Four years later Mr. Kirkham married Mrs. Augusta Howe. To this union was born one son, Ralph E. Kirkham. In the spring of 1910 Mr. Kirkham sold the farm on which he lived forty-one years, and moved, with his family to Sedro-Woolley, where he lived until 1921, when his wife died. He then moved to Bellingham to make his home with his daughter. Surviving beside Mrs. Howe and Ralph E. Kirkham, former city councilman, are eight grandchildren and four great-grandchildren. Mr. Kirkham was a member of the Garden Street M. E. church. The Homer Mark mortuary will make funeral announcements. Services will probably be held Sunday with military burial.
(From The Bellingham Herald, December 22, 1933) Submitted by site coordinator.

KIRKMAN, Arthur (d. 1908)

PIONEER DIES OF GRIEF
Old and feeble, and robbed by the death of the wife who had been his life partner, Arthur Kirkman, aged 69, died suddenly Tuesday night at the home of his son, Henry Kirkman, at Clearbrook. Heart trouble in a medical sense is give by the attending physician as the cause of death, but the real cause, stated his friends, is heartbreak over the death of Mrs. Kirkman. Since her demise three weeks ago the old man had seemingly lost interest in life and lived only in the past in which she was with him. His death ended a grief that could not have been soothed by any other means.

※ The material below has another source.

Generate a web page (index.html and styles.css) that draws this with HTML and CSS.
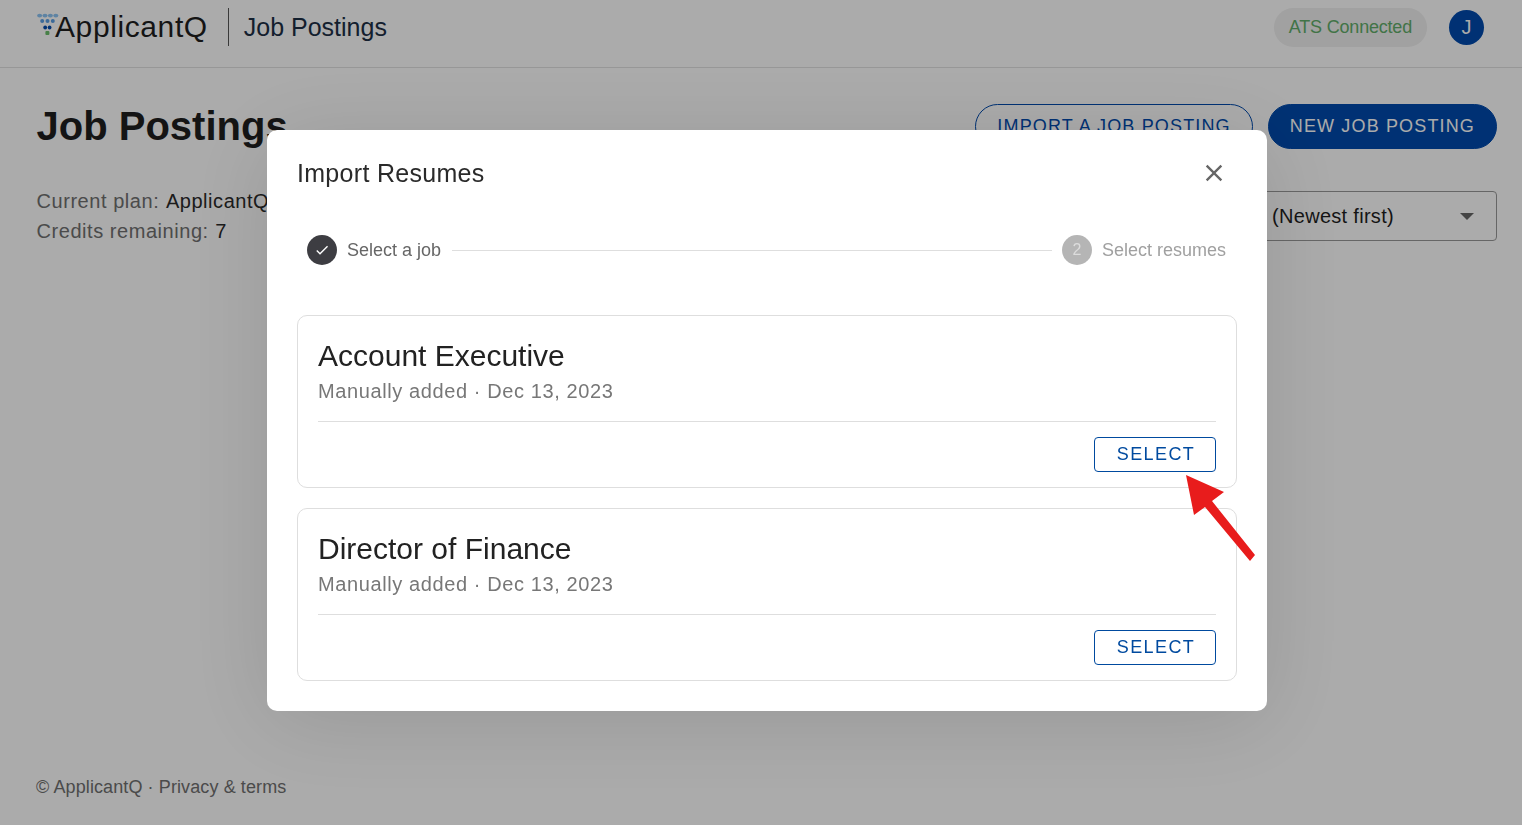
FILE: index.html
```html
<!DOCTYPE html>
<html>
<head>
  <title>ApplicantQ - Job Postings</title>
  <link rel="stylesheet" href="styles.css">
</head>
<body>
  <div id="page">
    <header id="topBar">
      <svg class="logo" width="22" height="24" viewBox="0 0 22 24">
        <ellipse cx="2.6" cy="2.6" rx="2.5" ry="1.9" fill="#8cc4f4"/>
        <ellipse cx="8" cy="2.6" rx="2.5" ry="1.9" fill="#8cc4f4"/>
        <ellipse cx="13.4" cy="2.6" rx="2.5" ry="1.9" fill="#8cc4f4"/>
        <ellipse cx="18.8" cy="2.6" rx="2.5" ry="1.9" fill="#8cc4f4"/>
        <circle cx="5.2" cy="8" r="2" fill="#5a9fe4"/>
        <circle cx="10.5" cy="8" r="2" fill="#5a9fe4"/>
        <circle cx="15.8" cy="8" r="2" fill="#5a9fe4"/>
        <circle cx="8.2" cy="14.5" r="1.9" fill="#004aad"/>
        <circle cx="12.6" cy="14.5" r="1.9" fill="#004aad"/>
        <rect x="8.4" y="18" width="4" height="4" rx="1" fill="#6cbf6c"/>
      </svg>
      <span class="brand">ApplicantQ</span>
      <span class="bar-title">Job Postings</span>
      <span class="ats-pill">ATS Connected</span>
      <span class="avatar">J</span>
    </header>

    <main id="content">
      <div class="title-row">
        <h1>Job Postings</h1>
        <button class="round-btn outline">IMPORT A JOB POSTING</button>
        <button class="round-btn filled">NEW JOB POSTING</button>
      </div>
      <div class="info-row">
        <div class="plan-info">
          <div>Current plan: <b>ApplicantQ Pro</b></div>
          <div>Credits remaining: <b>7</b></div>
        </div>
        <div class="sort-box">
          <span>Sort by: Date (Newest first)</span>
          <span class="caret"></span>
        </div>
      </div>
    </main>

    <footer id="pageFoot">© ApplicantQ · Privacy &amp; terms</footer>
  </div>

  <div id="overlay">
    <div id="dialog">
      <div class="dialog-head">
        <h2>Import Resumes</h2>
        <svg class="close-icon" width="24" height="24" viewBox="0 0 24 24">
          <path d="M19 6.41 17.59 5 12 10.59 6.41 5 5 6.41 10.59 12 5 17.59 6.41 19 12 13.41 17.59 19 19 17.59 13.41 12z"/>
        </svg>
      </div>

      <div class="stepper">
        <span class="step-dot done">
          <svg width="16" height="16" viewBox="0 0 24 24"><path d="M9 16.17 4.83 12l-1.42 1.41L9 19 21 7l-1.41-1.41z"/></svg>
        </span>
        <span class="step-label">Select a job</span>
        <span class="step-line"></span>
        <span class="step-dot todo">2</span>
        <span class="step-label muted">Select resumes</span>
      </div>

      <div class="job-card">
        <div class="job-name">Account Executive</div>
        <div class="job-meta">Manually added · Dec 13, 2023</div>
        <div class="job-actions"><button class="select-btn">SELECT</button></div>
      </div>
      <div class="job-card">
        <div class="job-name">Director of Finance</div>
        <div class="job-meta">Manually added · Dec 13, 2023</div>
        <div class="job-actions"><button class="select-btn">SELECT</button></div>
      </div>
    </div>
  </div>

  <svg id="arrow" width="80" height="95" viewBox="0 0 80 95">
    <polygon points="6,5 44,22 32,31 75,85 70,91 25,37 14,45" fill="#e81c1c"/>
  </svg>
</body>
</html>
```

FILE: styles.css
```css
* {
  box-sizing: border-box;
}

body {
  font-family: 'Liberation Sans', Arial, sans-serif;
  margin: 0;
  background-color: #fff;
  color: #1f1f1f;
}

#page {
  min-height: 825px;
  display: flex;
  flex-direction: column;
}

#topBar {
  height: 68px;
  display: flex;
  align-items: center;
  padding: 0 38px 13px 37px;
  border-bottom: 1px solid #e2e2e2;
}

.logo {
  margin-top: -4px;
  margin-right: -4px;
}

.brand {
  font-size: 30px;
  letter-spacing: 0.6px;
  padding-right: 20px;
  border-right: 1px solid #555;
  line-height: 38px;
}

.bar-title {
  font-size: 25px;
  margin-left: 15px;
  color: #1d2f45;
  flex: 1;
}

.ats-pill {
  background: #f0f0f0;
  border-radius: 20px;
  height: 39px;
  line-height: 39px;
  padding: 0 15px;
  font-size: 18px;
  letter-spacing: -0.2px;
  color: #62ad6a;
}

.avatar {
  width: 35px;
  height: 35px;
  margin-left: 22px;
  border-radius: 50%;
  background: #004aad;
  color: #fff;
  text-align: center;
  line-height: 35px;
  font-size: 20px;
}

#content {
  padding: 36px 25px 0 36.5px;
}

.title-row {
  display: flex;
  align-items: flex-start;
  gap: 15px;
}

h1 {
  flex: 1;
  margin: -1px 0 0;
  font-size: 40px;
  line-height: 46px;
}

.round-btn {
  height: 45px;
  border-radius: 23px;
  font-family: inherit;
  font-size: 18px;
  letter-spacing: 1.15px;
  padding: 0 21px;
  border: 1px solid #004aad;
}

.outline {
  background: transparent;
  color: #004aad;
}

.filled {
  background: #004aad;
  color: #fff;
}

.info-row {
  display: flex;
  justify-content: space-between;
  margin-top: 42px;
}

.plan-info {
  font-size: 20px;
  line-height: 30px;
  color: #707070;
  margin-top: -5px;
  letter-spacing: 0.55px;
}

.plan-info b {
  font-weight: normal;
  margin-left: 0.5px;
  color: #2a2a2a;
}

.sort-box {
  width: 420px;
  height: 50px;
  border: 1px solid #999;
  border-radius: 4px;
  display: flex;
  align-items: center;
  justify-content: flex-end;
  font-size: 20px;
  letter-spacing: 0.3px;
  padding-right: 22px;
}

.caret {
  margin-left: 66px;
  border-left: 7px solid transparent;
  border-right: 7px solid transparent;
  border-top: 7px solid #666;
}

#pageFoot {
  margin-top: auto;
  padding: 0 0 27px 36px;
  font-size: 18px;
  letter-spacing: 0.1px;
  color: #707070;
}

#overlay {
  position: fixed;
  inset: 0;
  background: rgba(0, 0, 0, 0.33);
  padding: 130px 0 0 267px;
}

#dialog {
  width: 1000px;
  height: 581px;
  background: #fff;
  border-radius: 10px;
  padding: 30px;
  box-shadow: 0 10px 90px rgba(0, 0, 0, 0.12);
}

.dialog-head {
  display: flex;
  justify-content: space-between;
  align-items: center;
  height: 26px;
}

h2 {
  margin: 0;
  font-size: 25px;
  font-weight: normal;
  letter-spacing: 0.3px;
  color: #2a2a2a;
}

.close-icon {
  margin-right: 9px;
  fill: #666;
  width: 28px;
  height: 28px;
}

.stepper {
  display: flex;
  align-items: center;
  margin-top: 49px;
  padding: 0 11px 0 10px;
  height: 30px;
}

.step-dot {
  width: 30px;
  height: 30px;
  border-radius: 50%;
  display: flex;
  align-items: center;
  justify-content: center;
  color: #fff;
  font-size: 16px;
}

.step-dot.done {
  background: #3d3d42;
}

.step-dot.done svg {
  fill: #fff;
}

.step-dot.todo {
  background: #b5b5b5;
  color: #dcdcdc;
}

.step-label {
  font-size: 18px;
  margin-left: 10px;
  color: #666;
}

.step-label.muted {
  color: #a0a0a0;
}

.step-line {
  flex: 1;
  height: 1px;
  background: #dedede;
  margin: 0 10px 0 11px;
}

.job-card {
  height: 173px;
  margin-top: 20px;
  border: 1px solid #dedede;
  border-radius: 10px;
  padding: 20px;
}

.stepper + .job-card {
  margin-top: 50px;
}

.job-name {
  font-size: 30px;
  line-height: 40px;
  color: #222;
}

.job-meta {
  font-size: 20px;
  line-height: 30px;
  color: #777;
  letter-spacing: 0.6px;
}

.job-actions {
  margin-top: 15px;
  padding-top: 15px;
  border-top: 1px solid #dedede;
  display: flex;
  justify-content: flex-end;
}

.select-btn {
  width: 122px;
  height: 35px;
  padding: 0 0 0 2px;
  background: #fff;
  border: 1px solid #004a9f;
  border-radius: 4px;
  color: #004a9f;
  font-family: inherit;
  font-size: 18px;
  letter-spacing: 1.4px;
}

#arrow {
  position: absolute;
  left: 1180px;
  top: 470px;
}
```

Mrs. Kirkman was taken suddenly ill three weeks ago, and although a special train was run in over the Bellingham Bay & British Columbia for the purpose of bringing her to the hospital from her home at Van Buren, medical attention availed her nothing, and she died within a few hours of her arrival in this city. The shock of her death, it is stated, slowly killed her aged husband, who was in poor health and had been suffering from heart trouble for some months.
(From The Morning Reveille, October 1, 1908)

KIRKPATRICK, Mary E. (d. 1913)

Mrs. Mary Elizabeth Kirkpatrick, on R. F. D. No. 1, Ferndale, was called from this life to the next, Saturday, Dec. 20, 1913, after a lingering illness of three months, most of the time in a a hospital. She came to this part of the state ten years ago. The day before she died she was 53 years old. She was a native of Illinois; one of a family of ten children, being the third one to die. She leaves two married daughters and two sons, young men who made their home with her. During the gospel meetings in Bellingham conducted by Billy Sunday, she gave her heart to Jesus Christ, and united with the M. E. church at Custer. Funeral services were conducted in the Pleasant Valley Congregational church and interment at Enterprise. Many friends gathered to show their appreciation of the departed. The Fraternity Union had charge of the services at the grave.
(From The Ferndale Record, December 26, 1913) Submitted by site coordinator.